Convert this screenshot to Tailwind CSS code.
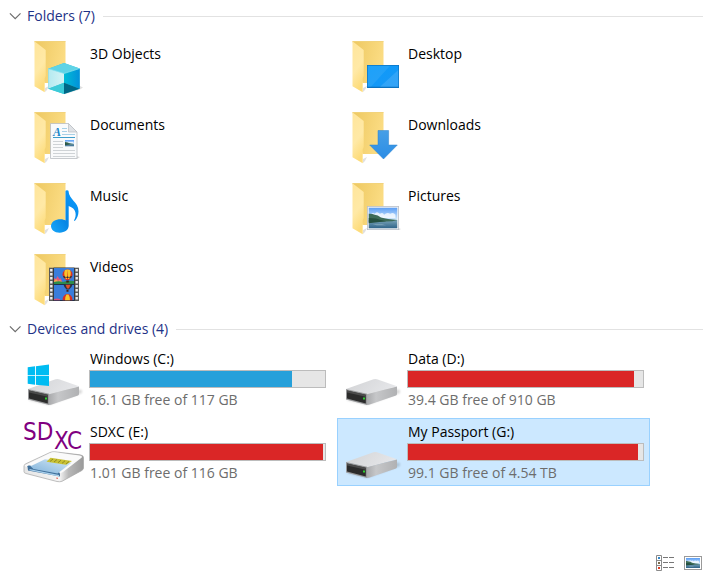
<!DOCTYPE html>
<html lang="en">
<head>
    <meta charset="UTF-8">
    <meta name="viewport" content="width=device-width, initial-scale=1.0">
    <title>This PC</title>
    <script src="https://cdn.jsdelivr.net/npm/@tailwindcss/browser@4"></script>
</head>
<body class="min-h-screen flex flex-col bg-white text-black text-[14px] leading-5 font-['Open_Sans','Noto_Sans',sans-serif]">

    <!-- Shared icon parts -->
    <svg class="absolute size-0" aria-hidden="true">
        <defs>
            <linearGradient id="folderBack" x1="0" y1="0" x2="1" y2="0.3"><stop offset="0" stop-color="#edc861"/><stop offset="1" stop-color="#fbdc83"/></linearGradient>
            <linearGradient id="folderFlap" x1="0" y1="0" x2="0.3" y2="1"><stop offset="0" stop-color="#ffe59b"/><stop offset="0.6" stop-color="#ffe9a6"/><stop offset="1" stop-color="#fddc7c"/></linearGradient>
            <linearGradient id="driveTop" x1="0" y1="0" x2="1" y2="0.3"><stop offset="0" stop-color="#d2d3d5"/><stop offset="1" stop-color="#e5e6e9"/></linearGradient>
            <linearGradient id="driveSide" x1="0" y1="0" x2="1" y2="0"><stop offset="0" stop-color="#a9aaac"/><stop offset="0.3" stop-color="#c6c7c9"/><stop offset="1" stop-color="#b0b1b3"/></linearGradient>
            <linearGradient id="screen" x1="0" y1="0" x2="1" y2="1"><stop offset="0" stop-color="#0a9bfa"/><stop offset="1" stop-color="#1a97f5"/></linearGradient>
            <linearGradient id="note" x1="0" y1="1" x2="1" y2="0"><stop offset="0" stop-color="#18a8fa"/><stop offset="0.4" stop-color="#0786e4"/><stop offset="1" stop-color="#0a9cff"/></linearGradient>
            <linearGradient id="arrow" x1="0" y1="0" x2="0" y2="1"><stop offset="0" stop-color="#469fe6"/><stop offset="1" stop-color="#2b8de6"/></linearGradient>
            <linearGradient id="sky" x1="0" y1="0" x2="0" y2="1"><stop offset="0" stop-color="#5a9df5"/><stop offset="1" stop-color="#e2f3fc"/></linearGradient>
            <linearGradient id="lake" x1="0" y1="0" x2="0" y2="1"><stop offset="0" stop-color="#7aa4b8"/><stop offset="1" stop-color="#2d6287"/></linearGradient>
            <linearGradient id="cubeLeft" x1="0" y1="0" x2="1" y2="0"><stop offset="0" stop-color="#b4eaf0"/><stop offset="1" stop-color="#d5f3f5"/></linearGradient>
            <linearGradient id="cubeRight" x1="0" y1="0" x2="1" y2="0"><stop offset="0" stop-color="#00bcd6"/><stop offset="1" stop-color="#0290da"/></linearGradient>
            <linearGradient id="readerSide" x1="0" y1="0" x2="1" y2="0"><stop offset="0" stop-color="#e6e6e6"/><stop offset="0.6" stop-color="#f4f4f4"/><stop offset="0.75" stop-color="#b8b8b8"/><stop offset="1" stop-color="#9a9a9a"/></linearGradient>
            <linearGradient id="card" x1="0" y1="1" x2="1" y2="0"><stop offset="0" stop-color="#7fb2da"/><stop offset="1" stop-color="#d5e8f6"/></linearGradient>
            <filter id="soft" x="-20%" y="-50%" width="140%" height="200%"><feGaussianBlur stdDeviation="1"/></filter>
        </defs>
        <symbol id="folder" viewBox="0 0 64 64">
            <path d="M23 52l4-2-2 4-2 2z" fill="#000" opacity=".12"/>
            <path d="M12.5 5.3h31V47h-21z" fill="url(#folderBack)"/>
            <path d="M12.5 5.5h31" stroke="#f0cf73" stroke-width=".8"/>
            <path d="M12.5 5.3L23.7 14v26l-1 2.5V56.3L12.5 50.3z" fill="url(#folderFlap)"/>
        </symbol>
        <symbol id="drive" viewBox="0 0 64 64">
            <path d="M27 58L60 46v-3L40 40 6 53z" fill="#000" opacity=".15" filter="url(#soft)"/>
            <path d="M6 42L33.500 32.300q1.500-.5 3.500-.1L57 39.300 27 47.500z" fill="url(#driveTop)"/>
            <path d="M27 47.300L57 39.500V47q0 1-1 1.400L29 57.700l-2 .3z" fill="url(#driveSide)"/>
            <path d="M6 42l21 4.800V58L6 52.500z" fill="#97989a"/>
            <path d="M7 43.500l18.800 4.300v8.700L7 51.500z" fill="#2b2b2b"/>
            <path d="M7 43.500l18.800 4.300v2L7 45.500z" fill="#4b4b4b"/>
            <rect x="23" y="50.500" width="2" height="2" fill="#2fd12f"/>
        </symbol>
        <symbol id="landscape" viewBox="0 0 28 20" preserveAspectRatio="none">
            <path d="M0 0h28v13H0z" fill="url(#sky)"/>
            <path d="M2 7q2-3 4-1 2-3 5 0 3-2 4 1 3-3 6-1 3-2 5 1v3H2z" fill="#fff" opacity=".75"/>
            <path d="M0 12h28v8H0z" fill="url(#lake)"/>
            <path d="M0 6q3-.5 6 1 3 0 6 2.500Q18 11 28 12l-5 1-23 1z" fill="#3d6b57"/>
            <path d="M0 10q8 0 12 2l5 1-17 2z" fill="#25503f"/>
            <path d="M4 16h9l4 1h-9z" fill="#b6d2dc" opacity=".5"/>
        </symbol>
        <symbol id="balloons" viewBox="0 0 20 16">
            <path d="M0 0h20v16H0z" fill="#3a7ddb"/>
            <path d="M0 14v-4l2 1 1.500-3 2 3 1-1 1.500 3v1z" fill="#e0587c"/>
            <path d="M0 13l2-2 2 2 2-1 2 2H0z" fill="#f6a44d"/>
            <path d="M0 14q5-1.500 9 0 6-2 11-1v3H0z" fill="#2d8d4c"/>
            <path d="M8.500 6.500a5 5 0 0 1 10 0q0 2.500-3.500 5.500h-3q-3.500-3-3.500-5.500z" fill="#d93025"/>
            <path d="M11 2q-2 4 1 9h1l.500-9.500zM16 2q2 4-1 9h-1L13.500 1.500z" fill="#f7c52b"/>
            <path d="M9 8h9l-1 2h-7z" fill="#30313a"/>
            <path d="M10.500 8l1.500 2 1.500-2 1.500 2 1.500-2z" fill="#f7a928"/>
            <path d="M12.300 12.500h2.500v2h-2.500z" fill="#412315"/>
        </symbol>
    </svg>

    <main class="grow">
        <!-- Folders -->
        <section>
            <h2 class="flex h-8 items-center gap-2 pl-[9px] pr-2 text-[#1e3287]">
                <button type="button" aria-expanded="true" class="flex items-center gap-[6px]">
                    <svg class="w-3 h-3" viewBox="0 0 12 12" fill="none" stroke="#6d6d6d" stroke-width="1.2"><path d="M.9 3.300L6.200 8.600l5.300-5.300"/></svg>
                    Folders (7)
                </button>
                <span class="h-px grow bg-[#e2e2e2]"></span>
            </h2>
            <ul class="grid grid-cols-[repeat(auto-fill,313px)] gap-[5px] pl-[19px] pt-0.5">
                <li>
                    <button type="button" class="flex w-full h-[66px] items-start gap-[3px] border border-transparent pl-0.5 pt-px text-left hover:bg-[#e5f3ff]">
                        <svg class="size-16 shrink-0" viewBox="0 0 64 64">
                            <use href="#folder"/>
                            <path d="M42 58.500l16-5 3-2-4-2z" fill="#000" opacity=".12"/>
                            <path d="M26.300 32.700L42 27l15.700 5.500v20.200L42 58l-15.700-5.300z" fill="#35c3d9"/>
                            <path d="M26.300 32.700L42 27l15.700 5.500L42 37.500z" fill="#5fd3e6"/>
                            <path d="M26.300 32.700L42 37.500v9.300l-15.700 5.900z" fill="url(#cubeLeft)"/>
                            <path d="M42 37.500l15.700-5v20.200L42 46.800z" fill="url(#cubeRight)"/>
                            <path d="M26.300 52.700L42 46.800V58z" fill="#3ccbd8"/>
                            <path d="M42 46.800l15.700 5.900L42 58z" fill="#006786"/>
                            <path d="M26.300 32.700L42 37.500l15.700-5" fill="none" stroke="#8ce4ef" stroke-width=".7"/>
                        </svg>
                        <span class="px-px pt-2">3D Objects</span>
                    </button>
                </li>
                <li>
                    <button type="button" class="flex w-full h-[66px] items-start gap-[3px] border border-transparent pl-0.5 pt-px text-left hover:bg-[#e5f3ff]">
                        <svg class="size-16 shrink-0" viewBox="0 0 64 64">
                            <use href="#folder"/>
                            <rect x="27" y="29" width="32" height="23" fill="#0b72c0"/>
                            <rect x="27.700" y="29.700" width="30.600" height="21" fill="url(#screen)"/>
                            <path d="M27.700 29.700H50L31 50.700h-3.300z" fill="#fff" opacity=".08"/>
                            <path d="M58.300 34v16.700H40z" fill="#fff" opacity=".12"/>
                        </svg>
                        <span class="px-px pt-2">Desktop</span>
                    </button>
                </li>
                <li>
                    <button type="button" class="flex w-full h-[66px] items-start gap-[3px] border border-transparent pl-0.5 pt-px text-left hover:bg-[#e5f3ff]">
                        <svg class="size-16 shrink-0" viewBox="0 0 64 64">
                            <use href="#folder"/>
                            <path d="M54 49l4 1-3 2z" fill="#000" opacity=".15"/>
                            <path d="M28.500 16.500h18l8.500 8.500v26.500H28.500z" fill="#f9fafb" stroke="#b9bdc2" stroke-width=".8"/>
                            <path d="M46.500 16.500V25H55z" fill="#dfe2e6" stroke="#b9bdc2" stroke-width=".7"/>
                            <text x="31" y="28.500" font-family="Liberation Serif, serif" font-size="12" font-weight="bold" font-style="italic" fill="#1b87c9">A</text>
                            <path d="M40 21.500h5M40 24.500h5M40 27.500h13" stroke="#a7d0e6" stroke-width="1"/>
                            <path d="M31 30.500h22" stroke="#3e9dcb" stroke-width="1"/>
                            <path d="M31 34.500h10M31 37.500h10M31 40.500h10M31 43.500h22M31 46.500h22M31 49.500h22" stroke="#cfd3d6" stroke-width="1"/>
                            <use href="#landscape" x="43" y="33" width="9" height="6.500"/>
                        </svg>
                        <span class="px-px pt-2">Documents</span>
                    </button>
                </li>
                <li>
                    <button type="button" class="flex w-full h-[66px] items-start gap-[3px] border border-transparent pl-0.5 pt-px text-left hover:bg-[#e5f3ff]">
                        <svg class="size-16 shrink-0" viewBox="0 0 64 64">
                            <use href="#folder"/>
                            <path d="M38 23.500h10.600V38h8.700L43.500 52 29.700 38H38z" fill="url(#arrow)" stroke="#2b80cc" stroke-width=".5"/>
                        </svg>
                        <span class="px-px pt-2">Downloads</span>
                    </button>
                </li>
                <li>
                    <button type="button" class="flex w-full h-[66px] items-start gap-[3px] border border-transparent pl-0.5 pt-px text-left hover:bg-[#e5f3ff]">
                        <svg class="size-16 shrink-0" viewBox="0 0 64 64">
                            <use href="#folder"/>
                            <path d="M43.500 13q0-.8 1.500-.8t1.500.8c.5 9 10 10.500 10 20.500 0 4-1.500 7-3.700 9.500l-.8-.5c3-5 2.500-12-5.300-14.500v19.500c0 4.500-4 7-9 7.200-5.500 0-8.700-3-8.700-6.700 0-4.300 4.500-6.800 9.500-6.800 2.200 0 4 .6 5 1.300z" fill="url(#note)"/>
                        </svg>
                        <span class="px-px pt-2">Music</span>
                    </button>
                </li>
                <li>
                    <button type="button" class="flex w-full h-[66px] items-start gap-[3px] border border-transparent pl-0.5 pt-px text-left hover:bg-[#e5f3ff]">
                        <svg class="size-16 shrink-0" viewBox="0 0 64 64">
                            <use href="#folder"/>
                            <path d="M58 50l3 1-2 1z" fill="#000" opacity=".15"/>
                            <rect x="27.400" y="28.400" width="31.200" height="23.200" fill="#f4f5f6" stroke="#b9c0c9" stroke-width=".8"/>
                            <use href="#landscape" x="28.500" y="29.500" width="29" height="21"/>
                        </svg>
                        <span class="px-px pt-2">Pictures</span>
                    </button>
                </li>
                <li>
                    <button type="button" class="flex w-full h-[66px] items-start gap-[3px] border border-transparent pl-0.5 pt-px text-left hover:bg-[#e5f3ff]">
                        <svg class="size-16 shrink-0" viewBox="0 0 64 64">
                            <use href="#folder"/>
                            <rect x="27" y="18.700" width="30" height="33.300" fill="#5a5a5a"/>
                            <path d="M29.300 20v32M54.700 20v32" stroke="#ececec" stroke-width="2.400" stroke-dasharray="2.400 1.600"/>
                            <rect x="31.500" y="18.700" width="21" height="33.300" fill="#16181c"/>
                            <use href="#balloons" x="32" y="19" width="20" height="16"/>
                            <svg x="32" y="35.500" width="20" height="16" viewBox="0 0 20 16">
                                <path d="M0 0h20v16H0z" fill="#3a7ddb"/>
                                <path d="M9.500 0h9q-.5 3-3.500 5h-2.500Q10 3 9.500 0z" fill="#30313a"/>
                                <path d="M11.500 0h5l-1.500 4h-2z" fill="#e0502b"/>
                                <path d="M12.500 5.500h2v1.700h-2z" fill="#412315"/>
                                <path d="M0 14.500q3-1 6 0V16H0z" fill="#d8507c"/>
                                <path d="M8.500 16q0-6 5-6.500 5 .5 5 6.500z" fill="#d93025"/>
                                <path d="M11 16q0-4 1.500-6h2q1.500 2 1.500 6z" fill="#f7c52b"/>
                            </svg>
                        </svg>
                        <span class="px-px pt-2">Videos</span>
                    </button>
                </li>
            </ul>
        </section>

        <!-- Devices and drives -->
        <section>
            <h2 class="flex h-8 items-center gap-2 pl-[9px] pr-2 text-[#1e3287]">
                <button type="button" aria-expanded="true" class="flex items-center gap-[6px]">
                    <svg class="w-3 h-3" viewBox="0 0 12 12" fill="none" stroke="#6d6d6d" stroke-width="1.2"><path d="M.9 3.300L6.200 8.600l5.300-5.300"/></svg>
                    Devices and drives (4)
                </button>
                <span class="h-px grow bg-[#e2e2e2]"></span>
            </h2>
            <ul class="grid grid-cols-[repeat(auto-fill,313px)] gap-[5px] pl-[19px]">
                <li>
                    <button type="button" class="flex w-full h-[68px] items-start gap-[3px] border border-transparent pl-0.5 pr-[5px] pt-px text-left hover:bg-[#e5f3ff]">
                        <svg class="size-16 shrink-0" viewBox="0 0 64 64">
                            <use href="#drive"/>
                            <path d="M5.700 20.300l7.300-1v9H5.700zM13.900 19.200L27 17.500v10.800H13.900zM5.700 29.100H13v8.700l-7.300-1zM13.900 29.100H27V39l-13.100-1.300z" fill="#00bcf2"/>
                        </svg>
                        <span class="flex grow flex-col pt-0.5">
                            <span class="px-px">Windows (C:)</span>
                            <span role="meter" aria-label="Space used" aria-valuenow="86" class="mt-px block h-[18px] border border-[#bcbcbc] bg-[#e6e6e6]"><span class="block h-full bg-[#26a0da]" style="width: 86%"></span></span>
                            <span class="mt-0.5 px-px text-[#6d6d6d]">16.1 GB free of 117 GB</span>
                        </span>
                    </button>
                </li>
                <li>
                    <button type="button" class="flex w-full h-[68px] items-start gap-[3px] border border-transparent pl-0.5 pr-[5px] pt-px text-left hover:bg-[#e5f3ff]">
                        <svg class="size-16 shrink-0" viewBox="0 0 64 64"><use href="#drive"/></svg>
                        <span class="flex grow flex-col pt-0.5">
                            <span class="px-px">Data (D:)</span>
                            <span role="meter" aria-label="Space used" aria-valuenow="96" class="mt-px block h-[18px] border border-[#bcbcbc] bg-[#e6e6e6]"><span class="block h-full bg-[#da2626]" style="width: 96%"></span></span>
                            <span class="mt-0.5 px-px text-[#6d6d6d]">39.4 GB free of 910 GB</span>
                        </span>
                    </button>
                </li>
                <li>
                    <button type="button" class="flex w-full h-[68px] items-start gap-[3px] border border-transparent pl-0.5 pr-[5px] pt-px text-left hover:bg-[#e5f3ff]">
                        <svg class="size-16 shrink-0" viewBox="0 0 64 64">
                            <g font-family="DejaVu Sans Condensed, Liberation Sans, sans-serif" font-size="24" fill="#800080">
                                <text x="1" y="20">SD</text>
                                <text x="32" y="29">XC</text>
                            </g>
                            <path d="M2 46q0-1.500 2-2.300l24-11.200q2-1 5-.7l25 3q3.500.6 3.500 2.700V48q0 1.500-2 2.700L40 61.300q-2 .8-5 .2L4 53.500q-2-.5-2-2z" fill="url(#readerSide)" stroke="#a5a5a5" stroke-width=".7"/>
                            <path d="M2.500 45.500l26-12.500q2-1 5-.6L58 35.500q3 .7 1.500 2.300L41 52q-2 1.500-4 1L5 47q-2-.5-2.500-1.500z" fill="#fafafa"/>
                            <path d="M5.500 46.300q0-1 2-.8l29 6.500q1.500.4 1.500 2v2.500L6 50.500z" fill="#3f6f9a"/>
                            <path d="M8.500 46.200L23 39.300l26.500 3.500-14 10.700-24-4.500z" fill="url(#card)"/>
                            <path d="M28.500 37.800L50 41l-6 3.800-19.500-3z" fill="#c9c234"/>
                            <path d="M31 39l-3 2.500M35 39.500l-3 2.500M39 40.200l-3 2.500M43 40.800l-3 2.500M47 41.500l-3 2.500" stroke="#77731e" stroke-width=".7"/>
                            <path d="M7.500 49l29.500 6v1.500L7.500 50.300z" fill="#a9d0ec"/>
                            <path d="M34.500 57.500l1.200.2v1.300l-1.200-.2z" fill="#e23b2e"/>
                        </svg>
                        <span class="flex grow flex-col pt-0.5">
                            <span class="px-px">SDXC (E:)</span>
                            <span role="meter" aria-label="Space used" aria-valuenow="99" class="mt-px block h-[18px] border border-[#bcbcbc] bg-[#e6e6e6]"><span class="block h-full bg-[#da2626]" style="width: 99%"></span></span>
                            <span class="mt-0.5 px-px text-[#6d6d6d]">1.01 GB free of 116 GB</span>
                        </span>
                    </button>
                </li>
                <li>
                    <button type="button" aria-pressed="true" class="flex w-full h-[68px] items-start gap-[3px] border border-[#99d1ff] bg-[#cce8ff] pl-0.5 pr-[5px] pt-px text-left">
                        <svg class="size-16 shrink-0" viewBox="0 0 64 64"><use href="#drive"/></svg>
                        <span class="flex grow flex-col pt-0.5">
                            <span class="px-px">My Passport (G:)</span>
                            <span role="meter" aria-label="Space used" aria-valuenow="98" class="mt-px block h-[18px] border border-[#bcbcbc] bg-[#e6e6e6]"><span class="block h-full bg-[#da2626]" style="width: 98%"></span></span>
                            <span class="mt-0.5 px-px text-[#6d6d6d]">99.1 GB free of 4.54 TB</span>
                        </span>
                    </button>
                </li>
            </ul>
        </section>
    </main>

    <!-- View switcher -->
    <footer class="flex justify-end gap-[10px] pb-[7px] pr-[9px]">
        <button type="button" aria-label="Details view">
            <svg class="block h-4 w-[18px]" viewBox="0 0 18 16" fill="none">
                <path d="M.500.500h5v15h-5zM.500 5.500h5M.500 10.500h5" stroke="#8a8a8a"/>
                <path d="M2 2h2v2H2z" fill="#2f86c8"/>
                <path d="M2 7h2v2H2z" fill="#7a6a4a"/>
                <path d="M2 12h2v2H2z" fill="#e03a1e"/>
                <path d="M7 2.500h5M13 2.500h5M7 7.500h5M13 7.500h5M7 12.500h5M13 12.500h5" stroke="#777"/>
            </svg>
        </button>
        <button type="button" aria-label="Large icons view">
            <svg class="block h-4 w-[18px]" viewBox="0 0 18 16">
                <rect x=".5" y="1.500" width="17" height="13" fill="#fff" stroke="#9a9a9a"/>
                <use href="#landscape" x="2" y="3" width="14" height="10"/>
            </svg>
        </button>
    </footer>
</body>
</html>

━━━━━━━━━━━━━━━━

=== INSTRUCTION ===
Leave out the pictures and repeat exactly the lines from the start of the material through the line that contains "flex flex-col bg-white", both included.

=== RESPONSE BELOW ===
Convert this screenshot to Tailwind CSS code.
<!DOCTYPE html>
<html lang="en">
<head>
    <meta charset="UTF-8">
    <meta name="viewport" content="width=device-width, initial-scale=1.0">
    <title>This PC</title>
    <script src="https://cdn.jsdelivr.net/npm/@tailwindcss/browser@4"></script>
</head>
<body class="min-h-screen flex flex-col bg-white text-black text-[14px] leading-5 font-['Open_Sans','Noto_Sans',sans-serif]">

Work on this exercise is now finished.